Brief:
Each line below that contains "this" counts once; report the total and nothing more.

Information shown:
- - - - -
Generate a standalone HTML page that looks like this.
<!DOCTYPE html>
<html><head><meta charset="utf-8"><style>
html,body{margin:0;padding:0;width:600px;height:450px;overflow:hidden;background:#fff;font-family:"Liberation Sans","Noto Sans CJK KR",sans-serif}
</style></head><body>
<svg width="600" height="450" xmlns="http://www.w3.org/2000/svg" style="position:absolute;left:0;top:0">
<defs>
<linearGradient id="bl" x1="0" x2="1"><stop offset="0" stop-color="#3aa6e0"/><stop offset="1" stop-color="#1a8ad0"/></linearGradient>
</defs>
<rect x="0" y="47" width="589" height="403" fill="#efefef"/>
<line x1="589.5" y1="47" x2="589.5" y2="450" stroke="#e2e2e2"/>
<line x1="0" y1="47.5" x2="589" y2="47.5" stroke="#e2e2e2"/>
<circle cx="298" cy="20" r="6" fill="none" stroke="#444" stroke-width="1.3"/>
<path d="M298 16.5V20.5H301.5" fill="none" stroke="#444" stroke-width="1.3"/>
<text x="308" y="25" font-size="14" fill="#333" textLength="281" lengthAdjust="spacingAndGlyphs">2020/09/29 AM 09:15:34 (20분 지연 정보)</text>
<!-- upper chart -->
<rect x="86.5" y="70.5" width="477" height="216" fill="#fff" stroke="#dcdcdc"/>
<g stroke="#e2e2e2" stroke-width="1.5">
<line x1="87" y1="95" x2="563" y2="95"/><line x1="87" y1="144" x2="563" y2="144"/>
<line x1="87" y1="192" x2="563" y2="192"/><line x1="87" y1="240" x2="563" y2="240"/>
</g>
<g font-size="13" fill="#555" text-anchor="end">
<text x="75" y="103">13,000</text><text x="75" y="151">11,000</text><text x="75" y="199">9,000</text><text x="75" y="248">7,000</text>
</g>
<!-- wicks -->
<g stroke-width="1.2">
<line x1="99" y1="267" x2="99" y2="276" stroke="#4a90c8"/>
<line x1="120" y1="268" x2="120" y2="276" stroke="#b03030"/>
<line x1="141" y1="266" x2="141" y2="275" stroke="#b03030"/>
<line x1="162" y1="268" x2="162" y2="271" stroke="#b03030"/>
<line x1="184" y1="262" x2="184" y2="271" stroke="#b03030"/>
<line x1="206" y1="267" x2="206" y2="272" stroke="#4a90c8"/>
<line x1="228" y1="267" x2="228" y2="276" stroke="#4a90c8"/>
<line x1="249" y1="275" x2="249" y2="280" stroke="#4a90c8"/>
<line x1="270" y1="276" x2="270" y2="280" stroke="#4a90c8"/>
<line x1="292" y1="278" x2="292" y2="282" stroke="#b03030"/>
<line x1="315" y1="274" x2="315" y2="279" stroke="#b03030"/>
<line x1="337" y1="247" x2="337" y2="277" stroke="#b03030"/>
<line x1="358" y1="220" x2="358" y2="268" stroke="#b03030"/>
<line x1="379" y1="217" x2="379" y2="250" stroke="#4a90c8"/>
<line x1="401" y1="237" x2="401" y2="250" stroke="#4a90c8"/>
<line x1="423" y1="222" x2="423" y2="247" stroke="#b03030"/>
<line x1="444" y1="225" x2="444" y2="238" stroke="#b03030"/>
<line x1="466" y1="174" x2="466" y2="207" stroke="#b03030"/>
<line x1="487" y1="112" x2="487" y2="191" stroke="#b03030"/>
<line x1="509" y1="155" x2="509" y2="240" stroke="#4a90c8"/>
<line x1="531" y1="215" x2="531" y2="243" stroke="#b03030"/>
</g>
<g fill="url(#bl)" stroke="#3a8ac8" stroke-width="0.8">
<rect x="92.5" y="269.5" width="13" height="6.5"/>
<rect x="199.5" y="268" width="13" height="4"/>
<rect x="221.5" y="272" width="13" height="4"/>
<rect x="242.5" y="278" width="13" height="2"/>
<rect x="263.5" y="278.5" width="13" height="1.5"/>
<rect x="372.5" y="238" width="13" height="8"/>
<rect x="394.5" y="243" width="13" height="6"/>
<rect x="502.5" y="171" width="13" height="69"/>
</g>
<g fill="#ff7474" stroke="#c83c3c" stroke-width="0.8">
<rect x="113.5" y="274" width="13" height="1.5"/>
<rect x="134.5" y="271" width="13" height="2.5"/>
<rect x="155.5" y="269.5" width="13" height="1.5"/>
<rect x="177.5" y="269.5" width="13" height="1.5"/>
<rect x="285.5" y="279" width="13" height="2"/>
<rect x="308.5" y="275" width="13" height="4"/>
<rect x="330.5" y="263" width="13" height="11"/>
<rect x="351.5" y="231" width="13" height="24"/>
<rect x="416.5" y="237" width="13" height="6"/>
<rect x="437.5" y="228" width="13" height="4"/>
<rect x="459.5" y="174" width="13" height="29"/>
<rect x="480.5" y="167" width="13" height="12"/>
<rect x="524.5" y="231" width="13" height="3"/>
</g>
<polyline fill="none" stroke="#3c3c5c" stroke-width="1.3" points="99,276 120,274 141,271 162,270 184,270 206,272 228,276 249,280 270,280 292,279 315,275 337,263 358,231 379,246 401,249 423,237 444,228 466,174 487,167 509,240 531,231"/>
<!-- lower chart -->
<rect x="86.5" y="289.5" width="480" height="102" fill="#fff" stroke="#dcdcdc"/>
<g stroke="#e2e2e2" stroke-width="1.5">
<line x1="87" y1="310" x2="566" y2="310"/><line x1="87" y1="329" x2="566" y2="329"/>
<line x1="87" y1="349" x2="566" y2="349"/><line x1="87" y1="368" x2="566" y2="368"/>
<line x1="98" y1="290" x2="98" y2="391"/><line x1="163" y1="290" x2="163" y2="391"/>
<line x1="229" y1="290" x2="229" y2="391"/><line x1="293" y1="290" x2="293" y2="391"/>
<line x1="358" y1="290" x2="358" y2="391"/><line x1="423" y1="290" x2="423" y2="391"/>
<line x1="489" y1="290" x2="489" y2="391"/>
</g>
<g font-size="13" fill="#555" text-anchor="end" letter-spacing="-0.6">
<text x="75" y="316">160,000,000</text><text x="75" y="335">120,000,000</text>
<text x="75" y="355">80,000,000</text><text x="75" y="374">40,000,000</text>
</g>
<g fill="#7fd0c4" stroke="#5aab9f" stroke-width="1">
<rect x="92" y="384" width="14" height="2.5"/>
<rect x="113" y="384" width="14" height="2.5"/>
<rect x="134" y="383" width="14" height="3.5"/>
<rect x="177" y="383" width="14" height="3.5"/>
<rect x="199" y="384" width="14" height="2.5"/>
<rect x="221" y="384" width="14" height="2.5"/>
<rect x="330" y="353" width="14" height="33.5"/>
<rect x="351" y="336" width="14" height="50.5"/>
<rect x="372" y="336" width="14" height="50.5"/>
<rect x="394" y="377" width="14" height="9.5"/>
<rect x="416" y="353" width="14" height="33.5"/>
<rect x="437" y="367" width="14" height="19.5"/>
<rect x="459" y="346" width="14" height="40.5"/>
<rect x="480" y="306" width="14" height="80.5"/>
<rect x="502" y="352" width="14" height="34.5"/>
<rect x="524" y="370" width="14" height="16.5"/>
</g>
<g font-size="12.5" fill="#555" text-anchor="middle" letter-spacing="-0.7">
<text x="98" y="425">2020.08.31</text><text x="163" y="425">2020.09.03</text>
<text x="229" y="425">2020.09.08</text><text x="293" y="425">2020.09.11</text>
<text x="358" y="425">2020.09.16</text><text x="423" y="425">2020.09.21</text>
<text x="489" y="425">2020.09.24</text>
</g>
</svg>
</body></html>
- - - - -
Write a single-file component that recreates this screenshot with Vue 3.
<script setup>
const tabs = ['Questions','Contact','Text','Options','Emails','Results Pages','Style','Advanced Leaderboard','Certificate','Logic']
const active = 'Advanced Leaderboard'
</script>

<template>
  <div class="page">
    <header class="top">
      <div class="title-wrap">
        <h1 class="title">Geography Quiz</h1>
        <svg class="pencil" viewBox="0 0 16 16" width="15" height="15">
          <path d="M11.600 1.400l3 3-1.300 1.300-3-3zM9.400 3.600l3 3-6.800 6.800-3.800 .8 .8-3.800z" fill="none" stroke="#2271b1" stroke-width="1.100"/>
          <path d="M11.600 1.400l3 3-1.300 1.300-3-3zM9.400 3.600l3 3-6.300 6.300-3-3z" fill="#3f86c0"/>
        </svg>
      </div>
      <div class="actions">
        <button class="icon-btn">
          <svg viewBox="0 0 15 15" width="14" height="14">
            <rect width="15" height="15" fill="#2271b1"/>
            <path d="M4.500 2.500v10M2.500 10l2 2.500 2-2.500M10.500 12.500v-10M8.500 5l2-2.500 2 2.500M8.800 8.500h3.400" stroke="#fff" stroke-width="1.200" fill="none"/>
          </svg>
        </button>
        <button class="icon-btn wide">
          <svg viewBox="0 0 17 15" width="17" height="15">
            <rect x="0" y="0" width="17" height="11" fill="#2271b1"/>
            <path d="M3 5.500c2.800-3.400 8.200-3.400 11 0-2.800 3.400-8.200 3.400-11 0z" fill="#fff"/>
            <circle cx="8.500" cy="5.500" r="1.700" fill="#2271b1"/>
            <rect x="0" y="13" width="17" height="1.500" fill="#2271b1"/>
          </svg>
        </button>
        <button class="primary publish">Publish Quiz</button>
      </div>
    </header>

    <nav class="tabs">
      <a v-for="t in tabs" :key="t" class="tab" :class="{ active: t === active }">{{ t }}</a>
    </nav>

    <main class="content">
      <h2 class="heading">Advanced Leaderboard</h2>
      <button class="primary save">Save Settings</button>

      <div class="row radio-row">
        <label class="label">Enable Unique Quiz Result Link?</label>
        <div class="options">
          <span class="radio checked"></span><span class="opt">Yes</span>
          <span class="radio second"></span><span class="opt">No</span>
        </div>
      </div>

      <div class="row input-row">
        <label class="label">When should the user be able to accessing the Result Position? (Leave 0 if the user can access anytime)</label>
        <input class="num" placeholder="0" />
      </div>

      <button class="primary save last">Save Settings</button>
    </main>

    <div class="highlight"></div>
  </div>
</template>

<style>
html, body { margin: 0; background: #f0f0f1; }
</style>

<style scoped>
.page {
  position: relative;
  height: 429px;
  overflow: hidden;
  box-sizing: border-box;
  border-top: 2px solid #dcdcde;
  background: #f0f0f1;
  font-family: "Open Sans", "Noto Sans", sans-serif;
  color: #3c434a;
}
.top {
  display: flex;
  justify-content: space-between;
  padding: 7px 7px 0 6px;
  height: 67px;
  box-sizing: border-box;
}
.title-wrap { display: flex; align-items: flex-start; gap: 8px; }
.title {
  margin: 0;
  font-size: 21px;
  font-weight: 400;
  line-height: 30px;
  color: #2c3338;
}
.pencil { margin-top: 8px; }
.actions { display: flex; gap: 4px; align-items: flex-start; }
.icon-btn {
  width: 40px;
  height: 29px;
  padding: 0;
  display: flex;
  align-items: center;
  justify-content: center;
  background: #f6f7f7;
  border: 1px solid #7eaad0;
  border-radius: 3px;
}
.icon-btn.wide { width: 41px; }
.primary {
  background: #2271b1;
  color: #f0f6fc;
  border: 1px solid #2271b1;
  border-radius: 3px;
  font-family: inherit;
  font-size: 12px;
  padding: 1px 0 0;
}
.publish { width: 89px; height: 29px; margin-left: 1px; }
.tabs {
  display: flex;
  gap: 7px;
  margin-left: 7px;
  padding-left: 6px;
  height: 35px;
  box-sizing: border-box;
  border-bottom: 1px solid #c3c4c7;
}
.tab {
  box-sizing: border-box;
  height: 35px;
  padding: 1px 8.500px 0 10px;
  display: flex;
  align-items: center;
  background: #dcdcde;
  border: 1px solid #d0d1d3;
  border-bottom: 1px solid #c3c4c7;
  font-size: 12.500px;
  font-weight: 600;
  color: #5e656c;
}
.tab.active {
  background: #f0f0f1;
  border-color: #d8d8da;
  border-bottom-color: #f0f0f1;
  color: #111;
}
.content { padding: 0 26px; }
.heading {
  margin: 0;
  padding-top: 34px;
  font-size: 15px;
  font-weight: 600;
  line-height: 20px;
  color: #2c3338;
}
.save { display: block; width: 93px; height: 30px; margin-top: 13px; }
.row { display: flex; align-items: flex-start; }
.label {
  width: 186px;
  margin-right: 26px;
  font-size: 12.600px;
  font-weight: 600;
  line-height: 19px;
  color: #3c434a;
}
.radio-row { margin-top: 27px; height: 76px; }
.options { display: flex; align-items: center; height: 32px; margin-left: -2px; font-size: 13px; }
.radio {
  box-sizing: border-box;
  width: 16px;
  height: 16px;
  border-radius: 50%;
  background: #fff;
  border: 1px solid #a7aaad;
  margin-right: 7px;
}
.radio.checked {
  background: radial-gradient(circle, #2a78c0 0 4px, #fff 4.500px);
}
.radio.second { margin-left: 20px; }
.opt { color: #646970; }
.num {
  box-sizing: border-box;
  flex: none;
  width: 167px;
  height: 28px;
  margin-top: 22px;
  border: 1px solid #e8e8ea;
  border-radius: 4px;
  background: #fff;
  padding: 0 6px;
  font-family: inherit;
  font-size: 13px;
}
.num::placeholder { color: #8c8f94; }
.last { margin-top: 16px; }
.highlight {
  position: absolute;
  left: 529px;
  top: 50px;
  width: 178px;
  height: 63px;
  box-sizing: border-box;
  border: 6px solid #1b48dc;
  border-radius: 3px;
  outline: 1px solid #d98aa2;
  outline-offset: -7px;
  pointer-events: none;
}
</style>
- - - - -
Complete output:
2